You might well have come across ‘widdershins’ if you’ve ever read any fiction with a witch in it – they’re always running round stuff widdershins when they’re doing spells. Or if you’ve read any of Terry Pratchett’s ‘Discworld’ series – it’s one of the four basic directions (the others being hubwards, rimwards and turnwise).

Doing anything widdershins – i.e. to the left – was generally seen as wrong or bad luck. Here in Blighty, it was thought to be unlucky to go widdershins round a church – see the fairy tale ‘Childe Rowland’, where Rowland and his sister are whisked off to Elfland after she does just that.

The left has long been associated with bad luck and even evil. The Latin word for left is ‘sinistra’, which is where we get ‘sinister’ from. Left-handed people were often considered ‘touched by the devil’ (with apologies to my left-handed mum and any left-handed pals), I presume only because they were in the minority. The left was also often associated with femininity (for example by the ancient Celts who treated it as sacred), which might be another reason that people later became suspicious of it. I KNEW IT WOULD BE THE PATRIARCHY’S FAULT. There’s an interesting article about all that here.

I’m going to go and run round a church the wrong way now in search of Legolas.


You know what this means (cos you is well clever): to boycott something is to refuse to use or buy it because you don’t approve of it. I’ve chosen the word because the etymology is really interesting.

The word boycott is named for one Captain Charles Boycott. Here’s his story.

It’s 1880. The Irish Land War is in full swing (the details of which I won’t go into – basically Irish farmers were cross about stuff). Charles Boycott was the land agent of a landowner called Lord Erne. Harvests had been a bit rubbish that year, so Lord E told his tenants he’d knock 10 per cent off their rents. The tenants wanted a 25 per cent reduction, which he said no to. Boycott then tried to evict 11 of these tenants. Charles Stewart Parnell, an Irish nationalist politician, did a speech where he said that people should shun any new tenants who took farms where other tenants had been booted out. Even though Parnell’s speech didn’t actually say anything about land agents or landlords, Boycott’s tenants decided to use this tactic as a protest against the evictions. So they stopped working in the fields and in his house, and stopped trading with him – apparently the local postman even refused to bring him his post. So he couldn’t order anything from Amazon, poor man.

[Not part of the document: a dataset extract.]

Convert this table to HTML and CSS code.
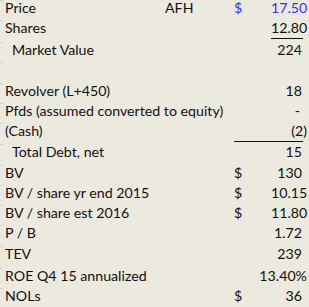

Some more stuff happened (I know, I’m a regular David Starkey – if you’re really interested, google it) and in the 19th-century equivalent of putting a cat in a bin, Boycott's name was everywhere. It wasn’t long before it became synonymous with leaving something all on its own – in 1880, 'The Times' first used the word ‘boycott’ to mean organised isolation: ‘The people of New Pallas have resolved to “boycott” them and refused to supply them with food or drink.”

Charles Boycott went on to move to my neck of the woods (that’s Suffolk for anyone who doesn’t know), and apparently continued to go back to Ireland on holiday. So all the furore doesn’t seem to have done him any damage. His story has since been immortalised in several books and was even made into a film starring Stewart Granger in 1947 (called, unimaginatively, ‘Captain Boycott’).

(Even though it technically has nothing to do with the patriarchy, the word ‘girlcott’ also sort-of exists – it was coined in 1968 by American track star Lacey O'Neal during the 1968 Summer Olympics in Mexico City. She actually used it to tell women competitors not to ‘girlcott’ the Olympics – because female athletes needed to focus on being recognised, not disappearing completely.)


Adumbrate is a verb which has four meanings (greedy). They are:

  1. To represent in outline. As in ‘I adumbrated the idea of how to make the perfect gin and tonic.’

  2. To indicate faintly. As in ‘the kitchen was only adumbrated by the light from the fridge as I poured my gin and tonic’.

  3. To overshadow. As in ‘Emma’s plans to vacuum her flat were adumbrated by her need for a gin and tonic’.

  4. To foreshadow a future event. As in… well, I can’t think of a gin and tonic-related example of this, so I’ll just give you the one on the OED page: ‘tenors solemnly adumbrate the fate of the convicted sinner’. Ooer. You might need a gin after that.

Now, I know all my readers are super clever, so you’ve probably already clocked some of the etymology here. The ‘umbrate’ bit comes from ‘umbra’, which is Latin for shadow. Other words we get from ‘umbra’ include: ‘umbrella’ (obvs – because it gives shade); umbrageous (future word of the week) which means (spoiler alert!) ‘affording shade’; and ‘umbrage’ as in ‘Professor’ and ‘to take offence’. In the past (vague, sorry) ‘umbrage’ was also a synonym for ‘shadow’. For an example of this see a poem (which doesn’t seem to have a name) by one William Drummond of Hawthornden:

‘About her flow’d a gowne as pure as light; Deare amber lockes gave umbrage to her face.’